Пятое. Само возвышенное тоже должно приходить к своей особой зрительной очевидности, должно быть в своей возвышенности конкретным, — подобно тому как образ должен быть непременно образом живописным и зрительным. Очень показательно, что, переводя Мильтона, Бодмер более всего поражен образом Сатаны в его поэме, а это, рассуждает Бодмер, как раз тот образ, который в наибольшей степени способен произвести требуемый Лонгином «экплексис».
Шестое. «Живописность» образа вновь сопрягается с его «реальностью». Бодмеру чрезвычайно важно утверждать, что создаваемые Мильтоном
картины не просто возможны и вероятны, но реальны, причем реальны в самом буквальном смысле слова. Бодмер так прямо и заявлял (1741), что мильтоновские Грех и Смерть — такие же фигуры, как Полифем или Цирцея, имеющие свои про-образы-идеи (Urbilder), их выражающие. Художник Й.Х.Фюсли в 1792 году писал, вторя Бодмеру: «Грех и Смерть у Мильтона — реальные действующие лица, и в них нет ничего аллегорического, кроме имен»
[70]. Для Бодмера, а вслед за ним и для его ученика Фюсли, нет ничего более важного, как исключить аллегорическое из этих, казалось бы, очевидно аллегорических фигур-образов и этим утвердить их особую реальность, жизненность, правдивость. На этой стадии, можно было бы сказать, риторическая система творчества готова утверждать себя, обращая свою условность в реальность — наиболее трудным, замысловатым и радикальным способом «снимая» себя.

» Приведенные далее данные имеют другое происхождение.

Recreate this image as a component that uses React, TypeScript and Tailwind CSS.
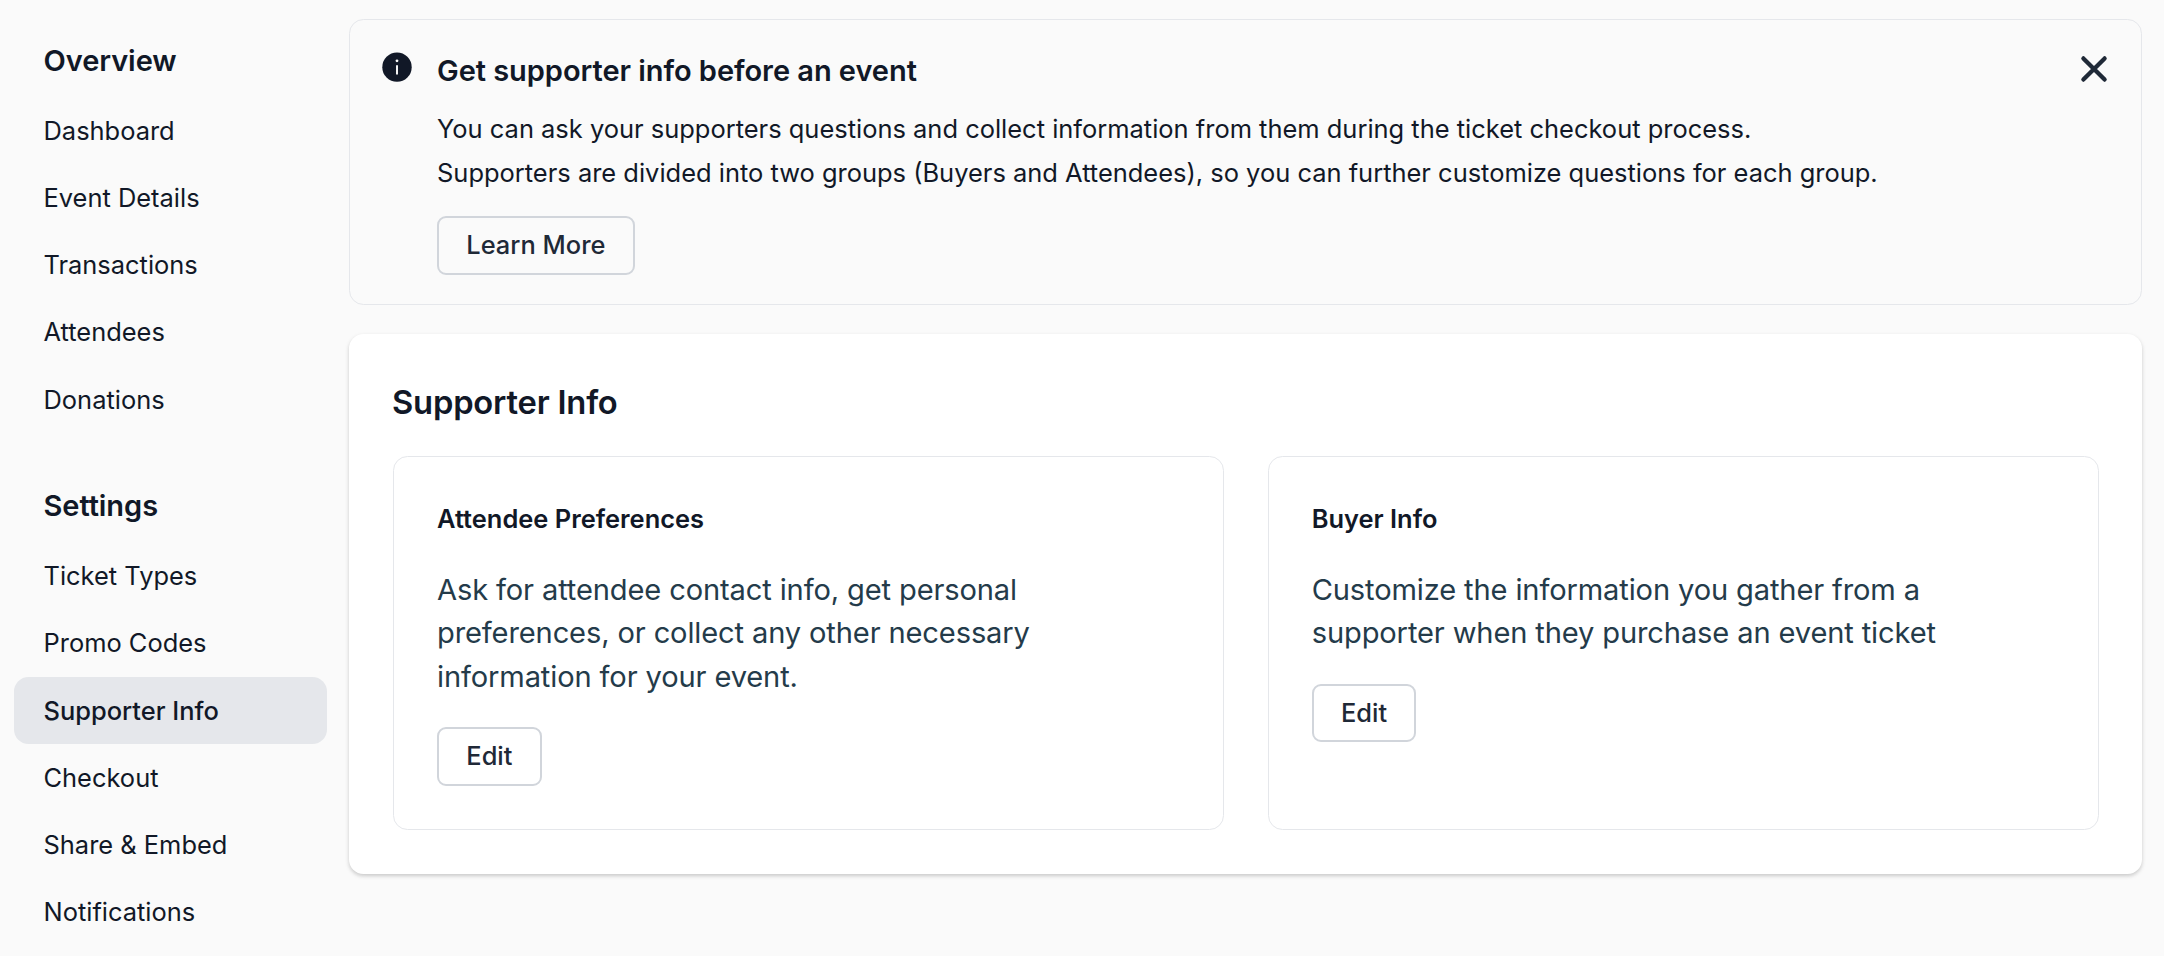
import { useState } from "react";

const overviewItems = ["Dashboard", "Event Details", "Transactions", "Attendees", "Donations"];

const settingsItems = [
  "Ticket Types",
  "Promo Codes",
  "Supporter Info",
  "Checkout",
  "Share & Embed",
  "Notifications",
];

const cards = [
  {
    title: "Attendee Preferences",
    lines: [
      "Ask for attendee contact info, get personal",
      "preferences, or collect any other necessary",
      "information for your event.",
    ],
  },
  {
    title: "Buyer Info",
    lines: [
      "Customize the information you gather from a",
      "supporter when they purchase an event ticket",
    ],
  },
];

function NavSection({ title, items, active, onSelect }: {
  title: string;
  items: string[];
  active: string;
  onSelect: (name: string) => void;
}) {
  return (
    <div>
      <h2 className="px-[29.5px] text-[29px] leading-[44px] font-semibold tracking-[-0.06px]">{title}</h2>
      <ul className="mt-[14.3px]">
        {items.map((item) => (
          <li key={item}>
            <button
              onClick={() => onSelect(item)}
              className={`block h-[67.2px] w-full rounded-[14.5px] px-[29.5px] text-left text-[25.45px] leading-[36px]
              ${item === active ? "bg-gray-200 font-medium" : ""}`}
            >
              {item}
            </button>
          </li>
        ))}
      </ul>
    </div>
  );
}

function OutlineButton({ label }: { label: string }) {
  return (
    <button className="h-[58.5px] rounded-[9px] border-2 border-[#d1d5db] px-[27.3px] text-[25.45px] font-medium whitespace-nowrap text-[#1f2937]">
      {label}
    </button>
  );
}

export default function App() {
  const [active, setActive] = useState("Supporter Info");
  const [showBanner, setShowBanner] = useState(true);

  return (
    <div className="flex h-[956px] w-[2164px] gap-[22px] overflow-hidden bg-[#fafafa] pr-[22px] pl-[14px] font-[Inter,sans-serif] text-[#111827]">
      {/* Sidebar */}
      <nav className="flex w-[313px] shrink-0 flex-col gap-[51px] pt-[39px]">
        <NavSection title="Overview" items={overviewItems} active={active} onSelect={setActive} />
        <NavSection title="Settings" items={settingsItems} active={active} onSelect={setActive} />
      </nav>

      <main className="flex min-w-0 flex-1 flex-col gap-[29px] pt-[19px]">
        {/* Info banner */}
        {showBanner && (
          <section className="flex h-[286px] shrink-0 items-start rounded-[14.5px] border border-[#e5e7eb] p-[29px]">
            <svg viewBox="0 0 24 24" className="size-9 shrink-0">
              <circle cx="12" cy="12.1" r="9.8" fill="#111827" />
              <path d="M12 10.9v6.1" stroke="#fafafa" strokeWidth="1.3" />
              <circle cx="12" cy="7.9" r="0.95" fill="#fafafa" />
            </svg>
            <div className="ml-[22px] flex-1">
              <h3 className="text-[29px] leading-[44px] font-semibold tracking-[-0.05px]">
                Get supporter info before an event
              </h3>
              <p className="mt-[14px] mb-[21px] text-[25.46px] leading-[44px]">
                You can ask your supporters questions and collect information from them during the ticket checkout process.
                <br />
                Supporters are divided into two groups (Buyers and Attendees), so you can further customize questions for each group.
              </p>
              <OutlineButton label="Learn More" />
            </div>
            <button aria-label="Close" onClick={() => setShowBanner(false)} className="mt-0.5">
              <svg viewBox="0 0 36 36" className="size-9" fill="none" stroke="#1f2937" strokeWidth="4.3" strokeLinecap="round">
                <path d="M7.4 7.4l21.2 21.2M28.6 7.4L7.4 28.6" />
              </svg>
            </button>
          </section>
        )}

        {/* Supporter info */}
        <section className="h-[540px] shrink-0 rounded-[14.5px] bg-white pt-[43px] pr-[43px] pl-[44px] shadow-[0_2px_5.5px_rgba(0,0,0,0.1),0_2px_3.6px_rgba(0,0,0,0.1)]">
          <h1 className="-ml-px text-[32.73px] leading-[50px] font-semibold tracking-[-0.2px]">Supporter Info</h1>
          <div className="mt-[29px] grid h-[374px] grid-cols-2 gap-[43.4px]">
            {cards.map((card) => (
              <div key={card.title} className="rounded-[14.5px] border border-[#e5e7eb] p-[43px]">
                <h4 className="text-[25.45px] leading-[38px] font-semibold">{card.title}</h4>
                <p className="mt-[29.5px] mb-[28.9px] text-[29.09px] leading-[43.64px] tracking-[-0.13px] text-[#243b4a]">
                  {card.lines.map((line) => (
                    <span key={line} className="block whitespace-nowrap">{line}</span>
                  ))}
                </p>
                <OutlineButton label="Edit" />
              </div>
            ))}
          </div>
        </section>
      </main>
    </div>
  );
}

Седьмое. Если представить себе поэтический образ как вырывающийся из незримой реальности «про-образов» (Urbilder), — а такой прообраз тоже есть особый живописный образ, коль скоро «идею» Бодмер и Брейтингер переводят как Bildniss, Gemählde — «портрет, образ, картина», — и если представить себе затем образ как врывающийся в фантазию зрителя, ее поражающий, то, естественно, такой зрительный, живописный, всегда наглядный образ следует понимать как
видёние. Теперь становится яснее, почему
Ьодмер приписывает буквальную реальность аллегорическим фигурам Греха и Смерти из поэмы Мильтона, — он поступает так именно потому, что сама живописная реальность искусства предполагает: все недоступное изображению будет врываться в зрительный план искусства и оттуда — в зрительный план воображения, в это «огромное поле», как говорил Бодмер, и что все недоступное изображению обретет в этом поле свою живописно-образную наглядность. Однако в ведении реализуется и сама природа образа — образ бытиен, и за ним стоит реальность живописно-выраженного прообраза. Именно поэтому поэтически-возможное — это и есть
сама реальность. Вот как говорил, подытоживая бодмеровское разумение образа, тот же художник Й.Х.Фюсли в одной из лондонских лекций 1801 года: «Форма в самом широком смысле слова есть видимый Универсум, который захватывает наши чувства, и противоположное ему — незримый мир, волнующий наш ум видениями, порождаемыми в чувствах фантазией, — вот стихия и царство инвенции: она раскрывает, отбирает, связует “вероятное”, “возможное”, “известное” так, чтобы поразить в одно и то же время правдивостью и новизной»
[71].
Вместе с Бодмером и Фюсли нам пора теперь сомкнуть весь круг разумения образа в швейцарской, цюрихской, школе: образ, реальный, бытийный и поражающий воображение, отличается новизной, а поражая воображение, он вызывает удивление — изумление. Такое изумление есть и конечный эффект образа, и его же внутренняя пружина. Подчеркивание же новизны есть актуализация, пока все еще в рамках морально-риторической системы, сохраняющей свою интегральность, весьма древнего и традиционного мотива, корни которого — «дориторичны» и который на этом этапе уже готов эмансипироваться от сверхсложного своего обоснования и выступить как вполне самостоятельная сила. Приходят в естественную связь в своей «исконности» — изумление, новизна, любопытство/ любознательность, так что и в пределах самой теоретизирующей мысли обнаруживаются и обнажаются некие наделяемые первородной силой исконные понятия, и концы-итоги европейской культуры сближаются с ее — заново постигаемыми — началами.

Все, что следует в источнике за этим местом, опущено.